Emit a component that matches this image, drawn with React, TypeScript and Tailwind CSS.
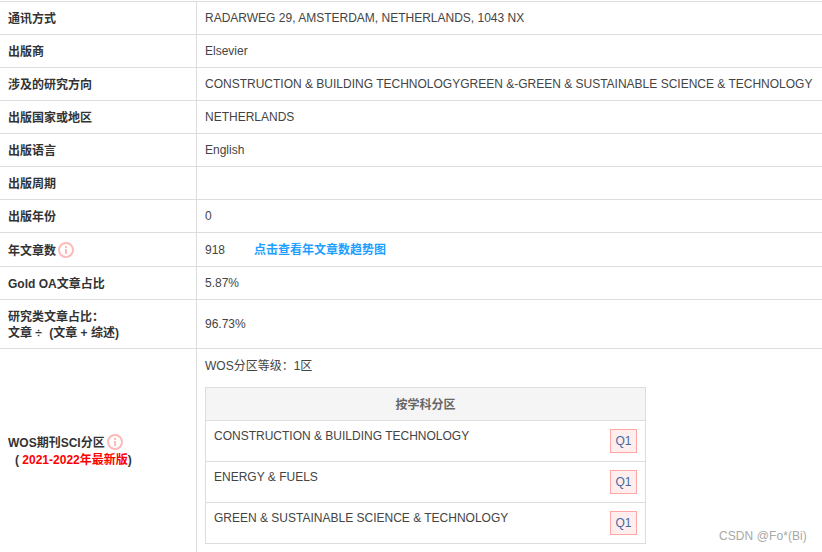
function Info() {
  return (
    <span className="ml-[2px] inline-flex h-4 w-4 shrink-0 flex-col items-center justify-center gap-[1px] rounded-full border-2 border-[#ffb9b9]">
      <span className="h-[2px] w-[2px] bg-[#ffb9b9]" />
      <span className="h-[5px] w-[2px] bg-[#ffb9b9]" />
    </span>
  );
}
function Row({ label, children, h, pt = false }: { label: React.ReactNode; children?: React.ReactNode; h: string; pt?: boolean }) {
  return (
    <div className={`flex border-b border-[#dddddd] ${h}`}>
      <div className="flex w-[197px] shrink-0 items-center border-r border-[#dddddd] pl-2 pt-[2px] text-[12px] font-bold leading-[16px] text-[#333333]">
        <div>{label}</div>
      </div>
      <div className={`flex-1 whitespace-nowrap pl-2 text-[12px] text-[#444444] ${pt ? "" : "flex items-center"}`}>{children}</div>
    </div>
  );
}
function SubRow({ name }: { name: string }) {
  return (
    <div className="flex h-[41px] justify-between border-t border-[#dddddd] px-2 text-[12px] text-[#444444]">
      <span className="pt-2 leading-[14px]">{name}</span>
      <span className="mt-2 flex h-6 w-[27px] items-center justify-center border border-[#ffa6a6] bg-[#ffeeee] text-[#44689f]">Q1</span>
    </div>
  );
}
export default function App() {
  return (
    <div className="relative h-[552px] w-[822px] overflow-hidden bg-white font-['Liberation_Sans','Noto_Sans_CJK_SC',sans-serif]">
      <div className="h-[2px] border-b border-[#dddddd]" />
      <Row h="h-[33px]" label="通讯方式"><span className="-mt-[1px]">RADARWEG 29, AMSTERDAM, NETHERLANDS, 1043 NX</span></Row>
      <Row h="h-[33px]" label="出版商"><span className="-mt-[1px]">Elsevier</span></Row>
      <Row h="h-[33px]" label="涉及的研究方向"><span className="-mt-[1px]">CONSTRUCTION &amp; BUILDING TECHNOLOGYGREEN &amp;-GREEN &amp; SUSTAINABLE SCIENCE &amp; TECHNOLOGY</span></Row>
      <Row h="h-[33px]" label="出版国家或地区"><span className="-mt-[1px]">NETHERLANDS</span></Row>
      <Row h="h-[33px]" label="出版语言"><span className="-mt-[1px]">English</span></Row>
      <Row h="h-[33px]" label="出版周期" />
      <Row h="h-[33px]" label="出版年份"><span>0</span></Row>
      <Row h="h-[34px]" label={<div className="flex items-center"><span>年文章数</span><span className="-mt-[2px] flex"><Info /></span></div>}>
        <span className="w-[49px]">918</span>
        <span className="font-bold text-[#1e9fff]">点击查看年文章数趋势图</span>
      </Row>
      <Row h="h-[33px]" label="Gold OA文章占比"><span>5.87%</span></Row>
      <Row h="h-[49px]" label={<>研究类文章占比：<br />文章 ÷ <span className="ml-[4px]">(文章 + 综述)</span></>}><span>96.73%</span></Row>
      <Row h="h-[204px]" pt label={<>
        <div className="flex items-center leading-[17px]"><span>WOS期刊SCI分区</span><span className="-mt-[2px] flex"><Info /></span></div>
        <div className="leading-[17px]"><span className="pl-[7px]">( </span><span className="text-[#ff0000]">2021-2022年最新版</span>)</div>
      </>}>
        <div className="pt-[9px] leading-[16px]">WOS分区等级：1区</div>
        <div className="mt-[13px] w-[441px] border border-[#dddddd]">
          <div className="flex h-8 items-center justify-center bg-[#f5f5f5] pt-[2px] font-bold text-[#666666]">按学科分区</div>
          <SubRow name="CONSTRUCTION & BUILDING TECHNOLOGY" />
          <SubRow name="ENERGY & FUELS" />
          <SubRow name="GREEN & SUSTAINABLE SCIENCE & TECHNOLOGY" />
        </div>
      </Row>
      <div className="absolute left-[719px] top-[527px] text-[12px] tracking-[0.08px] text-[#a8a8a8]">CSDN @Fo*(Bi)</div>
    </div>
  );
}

▶ _Aim_: Print the whole listing above once more, word for word, without its pictures.

▶ _Exercise result_:
Emit a component that matches this image, drawn with React, TypeScript and Tailwind CSS.
function Info() {
  return (
    <span className="ml-[2px] inline-flex h-4 w-4 shrink-0 flex-col items-center justify-center gap-[1px] rounded-full border-2 border-[#ffb9b9]">
      <span className="h-[2px] w-[2px] bg-[#ffb9b9]" />
      <span className="h-[5px] w-[2px] bg-[#ffb9b9]" />
    </span>
  );
}
function Row({ label, children, h, pt = false }: { label: React.ReactNode; children?: React.ReactNode; h: string; pt?: boolean }) {
  return (
    <div className={`flex border-b border-[#dddddd] ${h}`}>
      <div className="flex w-[197px] shrink-0 items-center border-r border-[#dddddd] pl-2 pt-[2px] text-[12px] font-bold leading-[16px] text-[#333333]">
        <div>{label}</div>
      </div>
      <div className={`flex-1 whitespace-nowrap pl-2 text-[12px] text-[#444444] ${pt ? "" : "flex items-center"}`}>{children}</div>
    </div>
  );
}
function SubRow({ name }: { name: string }) {
  return (
    <div className="flex h-[41px] justify-between border-t border-[#dddddd] px-2 text-[12px] text-[#444444]">
      <span className="pt-2 leading-[14px]">{name}</span>
      <span className="mt-2 flex h-6 w-[27px] items-center justify-center border border-[#ffa6a6] bg-[#ffeeee] text-[#44689f]">Q1</span>
    </div>
  );
}
export default function App() {
  return (
    <div className="relative h-[552px] w-[822px] overflow-hidden bg-white font-['Liberation_Sans','Noto_Sans_CJK_SC',sans-serif]">
      <div className="h-[2px] border-b border-[#dddddd]" />
      <Row h="h-[33px]" label="通讯方式"><span className="-mt-[1px]">RADARWEG 29, AMSTERDAM, NETHERLANDS, 1043 NX</span></Row>
      <Row h="h-[33px]" label="出版商"><span className="-mt-[1px]">Elsevier</span></Row>
      <Row h="h-[33px]" label="涉及的研究方向"><span className="-mt-[1px]">CONSTRUCTION &amp; BUILDING TECHNOLOGYGREEN &amp;-GREEN &amp; SUSTAINABLE SCIENCE &amp; TECHNOLOGY</span></Row>
      <Row h="h-[33px]" label="出版国家或地区"><span className="-mt-[1px]">NETHERLANDS</span></Row>
      <Row h="h-[33px]" label="出版语言"><span className="-mt-[1px]">English</span></Row>
      <Row h="h-[33px]" label="出版周期" />
      <Row h="h-[33px]" label="出版年份"><span>0</span></Row>
      <Row h="h-[34px]" label={<div className="flex items-center"><span>年文章数</span><span className="-mt-[2px] flex"><Info /></span></div>}>
        <span className="w-[49px]">918</span>
        <span className="font-bold text-[#1e9fff]">点击查看年文章数趋势图</span>
      </Row>
      <Row h="h-[33px]" label="Gold OA文章占比"><span>5.87%</span></Row>
      <Row h="h-[49px]" label={<>研究类文章占比：<br />文章 ÷ <span className="ml-[4px]">(文章 + 综述)</span></>}><span>96.73%</span></Row>
      <Row h="h-[204px]" pt label={<>
        <div className="flex items-center leading-[17px]"><span>WOS期刊SCI分区</span><span className="-mt-[2px] flex"><Info /></span></div>
        <div className="leading-[17px]"><span className="pl-[7px]">( </span><span className="text-[#ff0000]">2021-2022年最新版</span>)</div>
      </>}>
        <div className="pt-[9px] leading-[16px]">WOS分区等级：1区</div>
        <div className="mt-[13px] w-[441px] border border-[#dddddd]">
          <div className="flex h-8 items-center justify-center bg-[#f5f5f5] pt-[2px] font-bold text-[#666666]">按学科分区</div>
          <SubRow name="CONSTRUCTION & BUILDING TECHNOLOGY" />
          <SubRow name="ENERGY & FUELS" />
          <SubRow name="GREEN & SUSTAINABLE SCIENCE & TECHNOLOGY" />
        </div>
      </Row>
      <div className="absolute left-[719px] top-[527px] text-[12px] tracking-[0.08px] text-[#a8a8a8]">CSDN @Fo*(Bi)</div>
    </div>
  );
}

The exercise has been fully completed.